Prompt
Note each line of the listing that contains the string "with", and copy it.

====== Extracted information ======

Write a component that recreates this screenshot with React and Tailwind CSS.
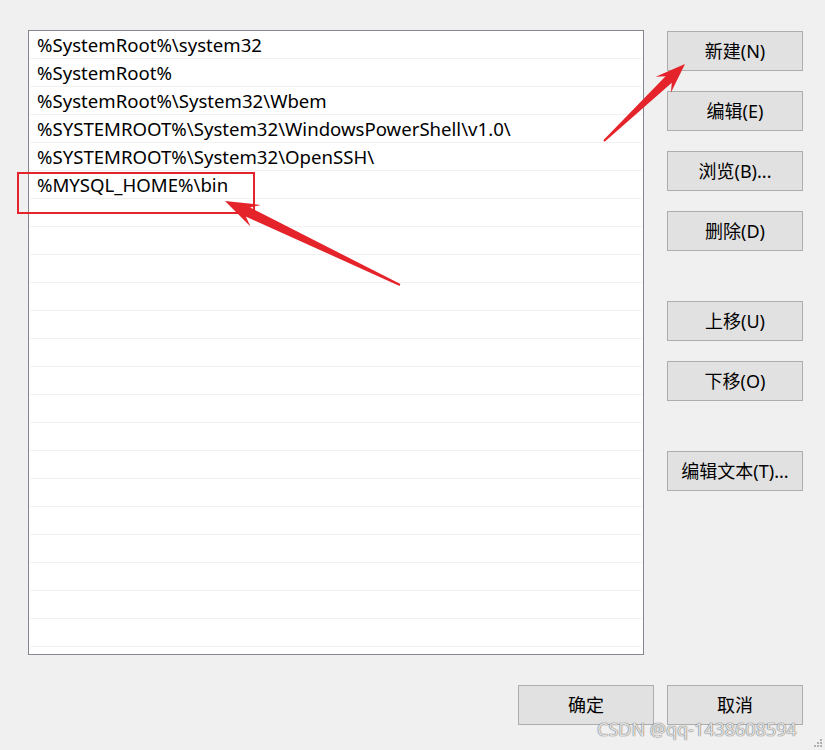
import React from "react";

const paths = [
  "%SystemRoot%\\system32",
  "%SystemRoot%",
  "%SystemRoot%\\System32\\Wbem",
  "%SYSTEMROOT%\\System32\\WindowsPowerShell\\v1.0\\",
  "%SYSTEMROOT%\\System32\\OpenSSH\\",
  "%MYSQL_HOME%\\bin",
];

const font = { fontFamily: '"Noto Sans", "Noto Sans CJK SC", sans-serif' };

// builds a tapered annotation arrow from tail to tip
const arrowPoints = (tail, tip, headLen, headW, shaftW) => {
  const dx = tip[0] - tail[0];
  const dy = tip[1] - tail[1];
  const len = Math.hypot(dx, dy);
  const ux = dx / len;
  const uy = dy / len;
  const nx = -uy;
  const ny = ux;
  const bx = tip[0] - ux * headLen;
  const by = tip[1] - uy * headLen;
  const ix = tip[0] - ux * headLen * 0.75;
  const iy = tip[1] - uy * headLen * 0.75;
  const pts = [
    [tail[0] + nx * 1, tail[1] + ny * 1],
    [ix + nx * shaftW, iy + ny * shaftW],
    [bx + nx * headW, by + ny * headW],
    tip,
    [bx - nx * headW, by - ny * headW],
    [ix - nx * shaftW, iy - ny * shaftW],
    [tail[0] - nx * 1, tail[1] - ny * 1],
  ];
  return pts.map((p) => p.join(",")).join(" ");
};

const Btn = ({ children, className = "" }) => (
  <button
    className={`w-[136px] h-[40px] bg-[#e1e1e1] border border-[#adadad] text-[18px] text-black ${className}`}
    style={font}
  >
    {children}
  </button>
);

const App = () => {
  const rows = Array.from({ length: 22 }, (_, i) => paths[i] || "");

  return (
    <div className="relative w-[825px] h-[750px] bg-[#f0f0f0] overflow-hidden" style={font}>
      <div className="flex pt-[30px] pl-[28px]">
        <div className="w-[616px] h-[625px] bg-white border border-[#828790] px-[1px] overflow-hidden">
          {rows.map((p, i) => (
            <div
              key={i}
              className="h-[28px] border-b border-[#f0f0f0] pl-[7px] text-[18.6px] leading-[28px] text-black whitespace-nowrap"
            >
              {p}
            </div>
          ))}
        </div>

        <div className="flex flex-col ml-[23px] pt-[1px]">
          <Btn>新建(N)</Btn>
          <Btn className="mt-[20px]">编辑(E)</Btn>
          <Btn className="mt-[20px]">浏览(B)...</Btn>
          <Btn className="mt-[20px]">删除(D)</Btn>
          <Btn className="mt-[50px]">上移(U)</Btn>
          <Btn className="mt-[20px]">下移(O)</Btn>
          <Btn className="mt-[50px]">编辑文本(T)...</Btn>
        </div>
      </div>

      <div className="flex justify-end gap-[13px] pr-[22px] mt-[30px]">
        <Btn>确定</Btn>
        <Btn>取消</Btn>
      </div>

      {/* annotation overlay */}
      <div className="absolute left-[17px] top-[172px] w-[238px] h-[42px] border-2 border-[#e5232b]" />
      <svg className="absolute left-0 top-0" width="825" height="750">
        <polygon points={arrowPoints([604, 141], [685, 64], 30, 11, 4.5)} fill="#e5232b" />
        <polygon points={arrowPoints([400, 285], [225, 201], 34, 12, 5)} fill="#e5232b" />
      </svg>

      <div
        className="absolute left-[597px] top-[716px] text-[18px] text-white/80 whitespace-nowrap"
        style={{ ...font, textShadow: "0 0 1px #666, 0 0 1px #666" }}
      >
        CSDN @qq-1438608594
      </div>
      <div className="absolute right-[3px] bottom-[3px] grid grid-cols-3 gap-[1px]">
        {[0, 0, 1, 0, 1, 1, 1, 1, 1].map((v, i) => (
          <div key={i} className={`w-[2px] h-[2px] ${v ? "bg-[#b0b0b0]" : ""}`} />
        ))}
      </div>
    </div>
  );
};

export default App;
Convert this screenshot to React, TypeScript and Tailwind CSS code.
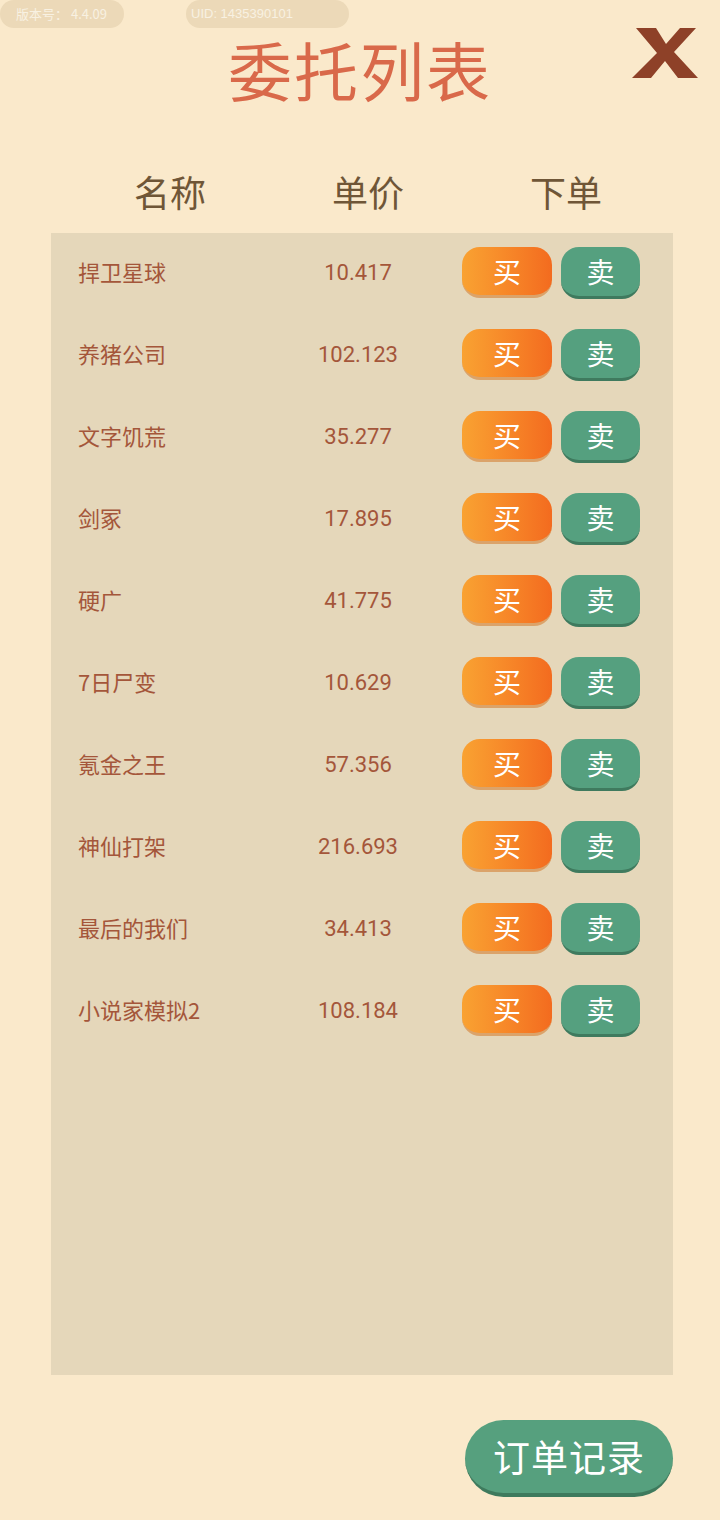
import React from 'react';

const items = [
  { name: '捍卫星球', price: '10.417' },
  { name: '养猪公司', price: '102.123' },
  { name: '文字饥荒', price: '35.277' },
  { name: '剑冢', price: '17.895' },
  { name: '硬广', price: '41.775' },
  { name: '7日尸变', price: '10.629' },
  { name: '氪金之王', price: '57.356' },
  { name: '神仙打架', price: '216.693' },
  { name: '最后的我们', price: '34.413' },
  { name: '小说家模拟2', price: '108.184' },
];

const font = { fontFamily: '"Noto Sans CJK SC", "Noto Sans", "Liberation Sans", sans-serif' };

const App = () => {
  return (
    <div className="w-[720px] h-[1520px] bg-[#fae9cb] flex flex-col overflow-hidden" style={font}>
      {/* Top info pills */}
      <div className="flex h-[28px] text-[13px] text-[#f8f1e2]">
        <div className="w-[124px] h-[28px] rounded-full bg-[#ecd9b8] flex items-center pl-[16px]">版本号：&nbsp;4.4.09</div>
        <div className="ml-[62px] w-[163px] h-[28px] rounded-full bg-[#ecd9b8] flex items-center pl-[5px]" style={{ fontFamily: '"Liberation Sans", sans-serif' }}>UID: 1435390101</div>
      </div>

      {/* Title */}
      <div className="relative h-[112px]">
        <h1 className="text-center text-[64px] leading-[84px] text-[#d9694a] -mt-[2px] tracking-[2px]">委托列表</h1>
        <svg className="absolute right-[22px] top-[0px]" width="66" height="50" viewBox="0 0 66 50">
          <path d="M4 0 H24 L34 16 L48 0 H64 L42 24 L66 50 H46 L33 33 L19 50 H0 L25 25 Z" fill="#8e4128" />
        </svg>
      </div>

      {/* Header */}
      <div className="flex items-center h-[93px] pl-[51px] pt-[8px] text-[36px] text-[#6f5637]">
        <div className="w-[238px] shrink-0 text-center">名称</div>
        <div className="w-[158px] shrink-0 text-center">单价</div>
        <div className="w-[238px] shrink-0 text-center">下单</div>
      </div>

      {/* Table panel */}
      <div className="ml-[51px] w-[622px] h-[1142px] bg-[#e5d7ba] pt-[13px]">
        {items.map((it) => (
          <div key={it.name} className="flex items-center h-[82px] pb-[29px]">
            <div className="w-[230px] pl-[27px] text-[22px] text-[#a4563a] -mt-[3px]">{it.name}</div>
            <div className="w-[154px] text-center text-[22px] text-[#a4563a]" style={{ fontFamily: '"Roboto", "Liberation Sans", sans-serif' }}>{it.price}</div>
            <div className="ml-[27px] flex gap-[9px]">
              <button className="w-[90px] h-[51px] rounded-[18px] bg-gradient-to-r from-[#f9a232] to-[#f36b1f] border-b-[3px] border-[#dba36a] text-white text-[28px] leading-none">买</button>
              <button className="w-[79px] h-[52px] rounded-[18px] bg-[#55a07f] border-b-[3px] border-[#3f7a5e] text-white text-[28px] leading-none">卖</button>
            </div>
          </div>
        ))}
      </div>

      {/* Order record button */}
      <div className="flex justify-end pr-[47px] pt-[45px]">
        <button className="w-[208px] h-[77px] rounded-full bg-[#56a07e] border-b-[4px] border-[#3e7a5d] text-white text-[37px] tracking-[1px]">订单记录</button>
      </div>
    </div>
  );
};

export default App;
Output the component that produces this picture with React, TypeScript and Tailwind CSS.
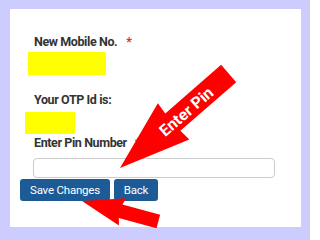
import React from 'react'

const Arrows: React.FC = () => (
  <svg className="absolute left-0 top-0" width={310} height={240} viewBox="0 0 310 240">
    <g transform="translate(120 168) rotate(-41)">
      <path d="M0 0 L71 -24 L70 -11.5 L144 -11.5 L144 11.5 L70 11.5 L71 24 Z" fill="#ff0000" />
      <text
        x={87}
        y={1}
        fill="#ffffff"
        fontSize={16}
        fontWeight={700}
        textAnchor="middle"
        dominantBaseline="central"
        fontFamily="Roboto, 'Liberation Sans', sans-serif"
      >
        Enter Pin
      </text>
    </g>
    <g transform="translate(82 201) rotate(15)">
      <path d="M0 0 L42 -14 L40 -7 L79 -7 L79 7 L40 7 L42 14 Z" fill="#ff0000" />
    </g>
  </svg>
)

const App: React.FC = () => {
  return (
    <div className="relative w-[310px] h-[240px] overflow-hidden bg-[#ccccff] pt-[9px] pl-[10px] font-['Roboto','Liberation_Sans',sans-serif]">
      <div className="w-[291px] h-[218px] bg-white text-[#333333]">
        <div className="pt-[25px] pl-[24px] text-[12.5px] tracking-[-0.4px] leading-[16px] font-bold">
          New Mobile No.
          <span className="ml-[9px] text-[#d9302c]">*</span>
        </div>
        <div className="mt-[2px] ml-[18px] w-[78px] h-[23px] bg-[#ffff00]" />
        <div className="mt-[17px] pl-[24px] text-[12.5px] tracking-[-0.4px] leading-[16px] font-bold">Your OTP Id is:</div>
        <div className="mt-[4px] ml-[15px] w-[50px] h-[22px] bg-[#ffff00]" />
        <div className="mt-[1px] pl-[24px] text-[12.5px] tracking-[-0.4px] leading-[16px] font-bold">
          Enter Pin Number
          <span className="ml-[8px] text-[#d9302c]">*</span>
        </div>
        <input
          type="text"
          className="block mt-[7px] ml-[23px] w-[242px] h-[20px] rounded-[4px] border border-[#cccccc] bg-white outline-none"
        />
        <div className="mt-[1px] ml-[10px] flex gap-[4px]">
          <button className="w-[90px] h-[22px] rounded-[3px] bg-[#1d5b96] text-white text-[11.5px] tracking-[-0.2px] leading-[22px]">
            Save Changes
          </button>
          <button className="w-[44px] h-[22px] rounded-[3px] bg-[#1d5b96] text-white text-[11.5px] tracking-[-0.2px] leading-[22px]">
            Back
          </button>
        </div>
      </div>
      <Arrows />
    </div>
  )
}

export default App
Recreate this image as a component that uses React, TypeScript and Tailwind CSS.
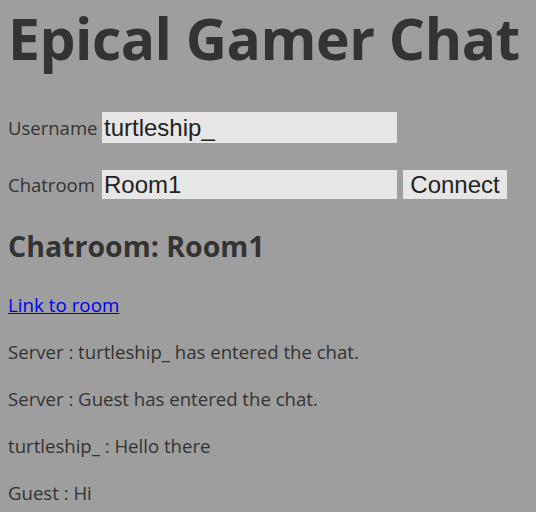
import React from "react";

export default function App() {
  const msgs = [
    "Server : turtleship_ has entered the chat.",
    "Server : Guest has entered the chat.",
    "turtleship_ : Hello there",
    "Guest : Hi",
  ];
  const arial = { fontFamily: '"Liberation Sans", Arial, sans-serif' };
  return (
    <div
      className="min-h-[512px] w-[536px] overflow-hidden bg-[#9e9e9e] px-2 text-[#333333]"
      style={{ fontFamily: '"Open Sans", "Noto Sans", sans-serif' }}
    >
      <h1 className="text-[57px] font-bold leading-[76px] whitespace-nowrap tracking-[-0.5px]">
        Epical Gamer Chat
      </h1>
      <div className="mt-[36px] flex h-[31px] items-center text-[18.5px]">
        <span className="w-[94px]">Username</span>
        <input
          className="h-[31px] w-[295px] bg-[#e6e6e6] px-[2px] text-[24px] text-[#222] outline-none"
          style={arial}
          defaultValue="turtleship_"
        />
      </div>
      <div className="mt-[27px] flex h-[29px] items-center text-[18.5px]">
        <span className="w-[94px]">Chatroom</span>
        <input
          className="h-[29px] w-[295px] bg-[#e6e6e6] px-[2px] text-[24px] text-[#222] outline-none"
          style={arial}
          defaultValue="Room1"
        />
        <button
          className="ml-[6px] h-[29px] w-[104px] bg-[#e6e6e6] text-[24px] leading-none text-[#222]"
          style={arial}
        >
          Connect
        </button>
      </div>
      <h2 className="mt-[30px] text-[28.5px] font-bold leading-[34px]">Chatroom: Room1</h2>
      <a href="#" className="mt-[29px] block w-fit text-[18.8px] leading-[26px] text-[#0000ee] underline">
        Link to room
      </a>
      <div className="text-[18.6px] leading-[26px]">
        {msgs.map((m, i) => (
          <p key={i} className="mt-[21px]">
            {m}
          </p>
        ))}
      </div>
    </div>
  );
}
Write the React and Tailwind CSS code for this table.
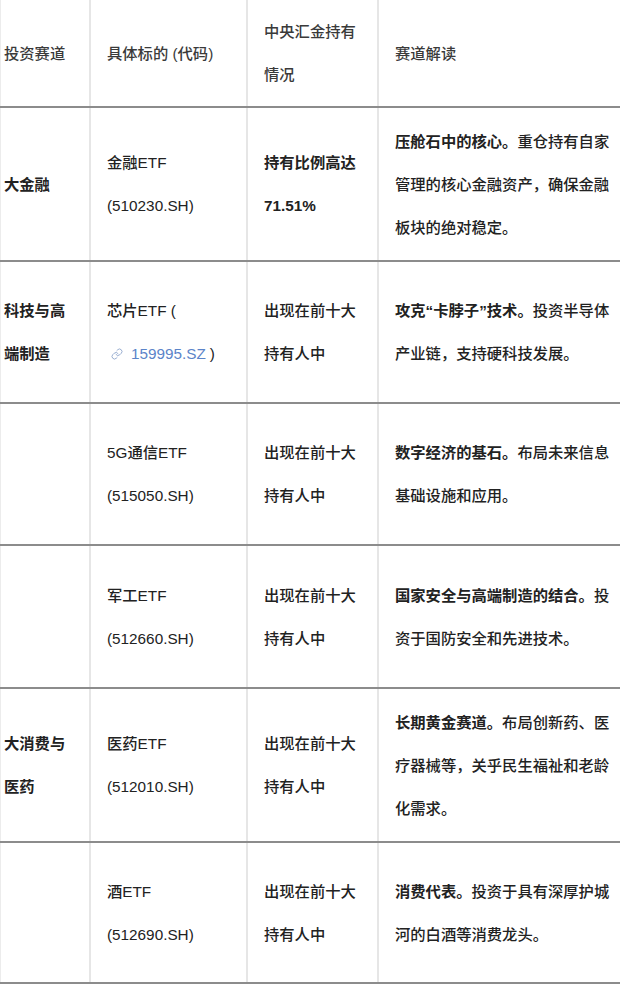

======

Result for this exercise
Write a component that recreates this screenshot with React and Tailwind CSS.
Output the component that produces this picture with React, TypeScript and Tailwind CSS.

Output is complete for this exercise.